It’s often said that you can’t care for others if you don’t care for yourself first.
Though it may seem trite, the saying rings especially true for adults caring for their aging parents. With many people in the “sandwich generation” raising their own children and working full-time in addition to caring for their parents, caregiver burnout is a serious risk.
Experts say caregiver burnout has symptoms similar to depression and can happen when caregivers don’t get the help or support they need.
The case for caregiver respite
That’s why self-care is so important for caregivers to aging parents, says licensed social worker Roberta Hirshon, a geriatric innovation consultant with Jewish Family Services of Washtenaw County in Ann Arbor. And more people find themselves caring for aging parents each year.
“The statistics really show that every year our population of age 60-plus is growing by leaps and bounds. And, as people age and live longer, there are chronic health issues that can happen – and oftentimes what we’re finding is that they need people to help them manage,” she says. “The push now is for people to stay in their home and not go to nursing homes, which is awesome, but people need support to be able to do that.”
Caregiver health is key to making those situations work out long-term, says Hirshon, who hosts a support group and workshops to help people tackle the issue of caregiver self-care.
“What we’re trying to help caregivers recognize is that they do have to take time for themselves and get support where they can, because no one person can do it all,” she says. “The word ‘selfish’ has gotten a really bad name. But you need to be selfish. If you don’t take care of yourself first, how are you going to have anything left to take care of someone else? If you’re sick, how are you going to be a good caregiver? It’s really impossible.”

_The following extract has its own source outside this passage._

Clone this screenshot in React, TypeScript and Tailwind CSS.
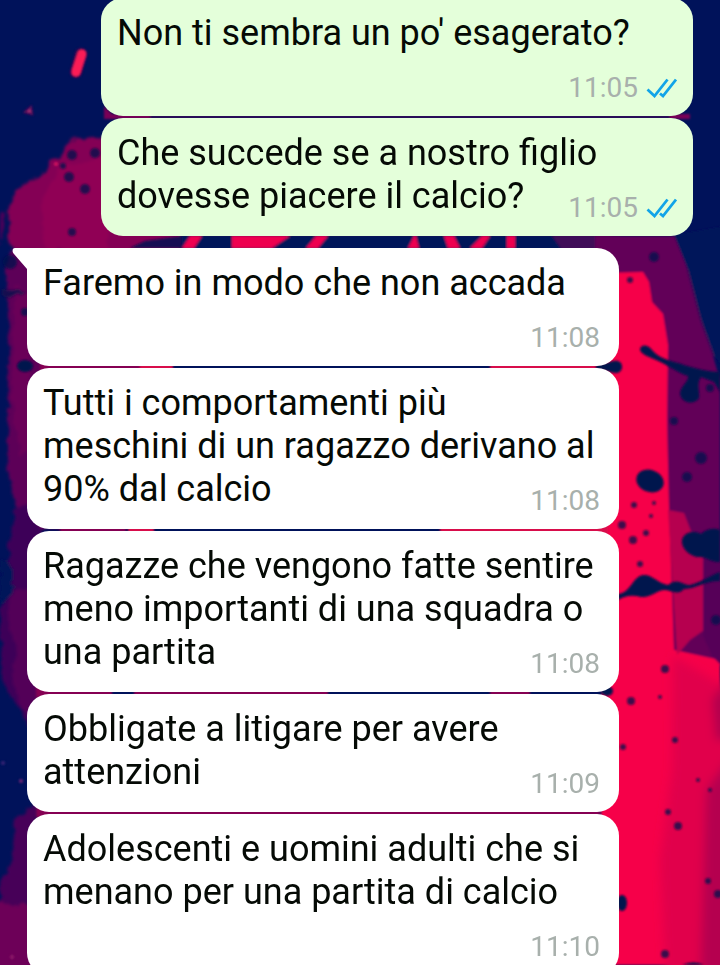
import React from 'react';
import clsx from 'clsx';

type Message = {
  text: string;
  time: string;
  sent?: boolean;
  first?: boolean;
};

const messages: Message[] = [
  { text: "Non ti sembra un po' esagerato?", time: '11:05', sent: true },
  {
    text: 'Che succede se a nostro figlio dovesse piacere il calcio?',
    time: '11:05',
    sent: true,
  },
  { text: 'Faremo in modo che non accada', time: '11:08', first: true },
  {
    text: 'Tutti i comportamenti più meschini di un ragazzo derivano al 90% dal calcio',
    time: '11:08',
  },
  {
    text: 'Ragazze che vengono fatte sentire meno importanti di una squadra o una partita',
    time: '11:08',
  },
  { text: 'Obbligate a litigare per avere attenzioni', time: '11:09' },
  {
    text: 'Adolescenti e uomini adulti che si menano per una partita di calcio',
    time: '11:10',
  },
];

// x, y, radius
const drops = [
  [72, 155, 5], [95, 153, 5], [63, 166, 3], [69, 177, 5], [85, 189, 5],
  [72, 232, 4], [654, 257, 5], [630, 280, 3], [674, 421, 4], [701, 458, 6],
  [687, 477, 5], [634, 505, 3], [654, 503, 2], [651, 516, 2], [622, 525, 4],
  [646, 533, 3], [633, 540, 4], [640, 564, 3], [716, 620, 5], [665, 669, 4],
  [631, 701, 4], [660, 697, 2], [675, 740, 3], [623, 747, 3], [668, 812, 3],
  [678, 826, 4], [698, 780, 2], [710, 790, 2], [708, 881, 3], [718, 894, 4],
  [665, 954, 4], [10, 262, 7], [25, 312, 4], [710, 388, 4],
];

const Wallpaper = () => (
  <svg
    className="absolute inset-0 h-full w-full"
    viewBox="0 0 720 965"
    preserveAspectRatio="xMidYMin slice"
    aria-hidden="true"
  >
    <defs>
      <filter id="rough" x="-5%" y="-5%" width="110%" height="110%">
        <feTurbulence type="fractalNoise" baseFrequency="0.07" numOctaves="3" seed="4" />
        <feDisplacementMap in="SourceGraphic" scale="12" xChannelSelector="R" yChannelSelector="G" />
        <feGaussianBlur stdDeviation="1.4" />
      </filter>
      <filter id="soft">
        <feGaussianBlur stdDeviation="0.9" />
      </filter>
      <filter id="haze">
        <feGaussianBlur stdDeviation="5" />
      </filter>
    </defs>
    <rect width="720" height="965" fill="#00125a" />

    <g filter="url(#rough)">
      <path d="M12 300 8 206 24 184 40 178 46 164 60 158 68 142 104 136H610V300Z" fill="#840055" />
      <path d="M60 166 90 162 108 154V250H44L42 200Z" fill="#900055" />
      <path d="M0 212 5 214 4 238 0 244Z" fill="#4c0058" />
      <path d="M8 250H60V530H24L12 490 8 460Z" fill="#5d0058" />
      <path d="M14 285 30 290V450L20 455 12 400Z" fill="#6b0058" />
      <path d="M14 510 40 500V745L24 720 14 700 4 690 0 640V575L8 560Z" fill="#3c0058" />
      <path d="M8 590H40V730L20 706 12 680 18 650 6 620Z" fill="#520058" />
      <path d="M16 820 36 800V902L0 906V880L10 870Z" fill="#470058" />
      <path d="M-8 904H50V980H-8Z" fill="#6d0058" />
      <path d="M0 560 12 570 14 592 0 604Z" fill="#00125a" />
      <path d="M2 288 28 290 12 298 2 296Z" fill="#13104f" />
    </g>

    <g filter="url(#soft)">
      <path d="M104 106 112 114H690V119H104Z" fill="#790057" />
      <path d="M150 114H670V119H150Z" fill="#2c0e58" />
      <path d="M180 235H620V250H180Z" fill="#00125a" />
      <path d="M182 248 190 236H202L194 248ZM232 236H290L272 248H232ZM306 248 316 236H328L318 248ZM408 248 414 236H416L419 248ZM444 236H454L460 248H448ZM470 248 482 236H490L482 248ZM507 236H515V248H507Z" fill="#ee0650" />
      <path d="M130 248 145 241 182 236V248Z" fill="#121052" />
      <path d="M552 236H600V250H562Z" fill="#3f0b58" />
      <path d="M595 236H684L687 270 700 320 713 356 720 380V660H595Z" fill="#620059" />
      <path d="M685 236 688 270 701 320 714 356" fill="none" stroke="#941052" strokeWidth="1" />
      <path d="M605 273 643 272 649 282 652 302 663 314 668 345 667 420 669 510 674 650 720 660V965H600Z" fill="#f60249" />
      <path d="M674 235 730 225V375L714 356 701 320 688 270Z" fill="#00125a" />
      <path d="M668 510 684 513 692 534 703 546 704 630 690 640 677 655Z" fill="#b6044f" />
      <path d="M703 540H730V675L712 656 703 636Z" fill="#570059" />
      {/* streaks showing between the bubbles */}
      <path d="M40 360H140V372H40ZM60 522H126V534H60ZM36 684H112V698H36ZM134 684H328V698H134ZM490 684H530V698H490ZM36 804H600V818H36Z" fill="#850652" />
      <path d="M140 360H173V372H140ZM490 360H608V372H490ZM128 522H154V534H128ZM440 522H608V534H440Z" fill="#d8104c" />
    </g>

    <g filter="url(#haze)">
      <path d="M673 656 730 690V985H666L660 860 672 770Z" fill="#e1034c" />
      <path d="M706 790 735 750V985H700Z" fill="#b5034f" />
      <path d="M712 700 735 670V740H716Z" fill="#b2034d" />
    </g>

    <g fill="#02124e" filter="url(#soft)">
      <path d="M640 350C640 344 648 344 652 350 660 360 674 361 684 365 698 369 709 372 720 372V392L714 382 701 377C696 384 700 391 699 398 695 405 682 404 680 394 680 386 689 382 688 376 678 373 668 365 656 360 648 356 642 355 640 350Z" />
      <ellipse cx="650" cy="481" rx="14" ry="11" transform="rotate(20 650 481)" />
      <path d="M682 540C684 532 694 530 701 534 707 528 715 528 720 530V562C709 562 706 556 699 557 691 557 681 549 682 540Z" />
      <path d="M618 594C631 593 632 577 643 575 652 574 657 583 668 585 678 577 682 585 690 585 704 581 711 575 720 572V581C707 580 698 588 684 589 678 596 671 590 664 590 655 591 651 598 641 597 633 595 626 595 618 600Z" />
      <path d="M596 364C608 365 613 358 620 362 624 366 622 373 616 373 608 373 603 368 596 370Z" />
      <ellipse cx="25" cy="366" rx="8" ry="6" />
      <ellipse cx="622" cy="903" rx="5" ry="8" />
      <ellipse cx="607" cy="691" rx="6" ry="5" />
      <path d="M682 965Q694 960 704 965Z" />
      {drops.map(([x, y, r]) => (
        <circle key={`${x}-${y}`} cx={x} cy={y} r={r} opacity="0.75" />
      ))}
    </g>

    <g filter="url(#soft)">
      <path d="M81 54 76 72" stroke="#40084f" strokeWidth="12" strokeLinecap="round" />
      <path d="M82 54 76 72" stroke="#fb1a56" strokeWidth="9" strokeLinecap="round" />
      <path d="M25 112 31 107 32 114Z" fill="#b03a7c" stroke="#5e0b59" strokeWidth="2" />
      <circle cx="56" cy="164" r="2" fill="#d71b60" />
      <circle cx="21" cy="781" r="2" fill="#702573" />
      <circle cx="3" cy="763" r="2" fill="#382474" />
      <circle cx="12" cy="957" r="2" fill="#91206a" />
    </g>
  </svg>
);

const ReadTicks = () => (
  <svg className="h-5 w-[31px]" viewBox="0 0 31 20" fill="none" stroke="#12a4e8" strokeWidth="2.8" role="img" aria-label="Letto">
    <path d="M1.5 11.5 8.5 18 21.5 1.5" />
    <path d="M14 15.5 17 18 30 1.5" />
  </svg>
);

const Bubble = ({ text, time, sent, first }: Message) => (
  <li
    className={clsx(
      'relative flow-root w-[592px] max-w-full rounded-[22px] pl-4 pt-3.5 pb-3 text-4xl leading-[43px] text-[#050a05]',
      sent ? 'self-end bg-[#e4ffda] pr-4' : 'self-start bg-white pr-5',
      first && 'mt-2.5 rounded-tl-none',
    )}
  >
    {first && (
      <svg className="absolute top-0 right-full h-6 w-4" viewBox="0 0 16 24" fill="#fff" aria-hidden="true">
        <path d="M16 0H4C1 0 1 4 3 6L16 21Z" />
      </svg>
    )}
    {text}
    {/* sits on the last line when there is room, drops below otherwise */}
    <span
      className={clsx(
        'float-right mt-[17px] flex items-center gap-2 text-[#a8b0ac]',
        !sent && '-mr-px',
      )}
    >
      <time className="text-[28px] leading-8">{time}</time>
      {sent && <ReadTicks />}
    </span>
  </li>
);

const App = () => {
  return (
    <main className="relative h-screen overflow-hidden bg-[#00125a] font-[Roboto,sans-serif]">
      <Wallpaper />
      <ul className="relative -mt-0.5 flex flex-col gap-0.5 px-[27px]">
        {messages.map((message) => (
          <Bubble key={message.text} {...message} />
        ))}
      </ul>
    </main>
  );
};

export default App;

How to make time for self-care
With that in mind, Hirshon offers these 10 tips for helping caregivers find time and support for themselves.
1. Get other family involved
If other family members are in the area or close enough for the occasional visit, allow them to share some of the duties. Even a once-a-month commitment could help.
2. Talk to local agencies
From senior centers and houses of worship to local government entities and non-profits, there’s often more support available than you realize. Hirshon says Jewish Family Services offers many support opportunities, including a care management program and even a new volunteer program that gives 12 hours of free caregiver respite.
3. Join a support group
Find a place where you can connect with others in your situation. Support groups can be found through area hospitals and nonprofits, or even online.
“It’s so important that caregivers communicate with people around them and find other caregivers with whom they can be supported,” Hirshon says. “Get into a group so you can have that contact.”
4. Skill-building helps
Some caregivers can benefit from workshops that focus on skills like communication, which could teach them how to ask for help or how to better advocate for their parent’s needs or their own needs. Many organizations offer these classes for caregivers, but you’ll have to seek them out.
5. Consider friends and neighbors
Being the only family member available to help with an aging parent’s needs doesn’t always mean there’s no one else who could pitch in. Consider trusted friends and neighbors, Hirshon says.
6. Don’t succumb to guilt
“It’s not a crime or a shame” to admit you need a break, she emphasizes. “You haven’t failed if you do need respite.”
7. Know your options
Hiring a professional caregiver doesn’t need to be a full-time commitment. Day programs, drop-in centers and part-time care are all options to consider.
“There are day programs, senior centers – a lot of times people don’t even know where to go, what to do,” she says.
Also look into whether your aging parent’s Medicare Advantage plan might cover caregiving services.
8. Seek out volunteer visitors
If finances prevent hiring a caregiver, ask about “visitor” programs near you that might provide in-home volunteers for small amounts of caregiver respite.
“A volunteer goes to the house and sits with somebody,” Hirshon says of the Jewish Family Services “Friendly Visitors” program. “They can take a break for those couple of hours and go take a shower, go read a book, whatever. I think those kinds of volunteer programs are important.”
9. Plan out your free time
For many caregivers, “free time” usually only comes in the form of an hour or two at night or other small moments during the day. Make those minutes count.
“I really do believe it’s just thinking about the things that bring you joy in your life and finding ways to do that,” she suggests. “If you love to read, for instance, make a date to go read that book and put the laundry and the other things aside. As much as they need to be done, those things will be there. Being able to relax, appreciate life, going out to dinner with a friend or calling somebody on the phone – they’re all so important to our mental health and well-being.”
10. Prioritize your respite
If you don’t ask for it, advocate for it and make it happen, the unfortunate fact is that no one else will.
“Ask for help. You don’t have to be a martyr,” Hirshon says. “It’s hard, hard work. And a lot of times people will say, ‘Well, it was the best thing I ever did,’ which is all true. But it takes a toll if we don’t take care.”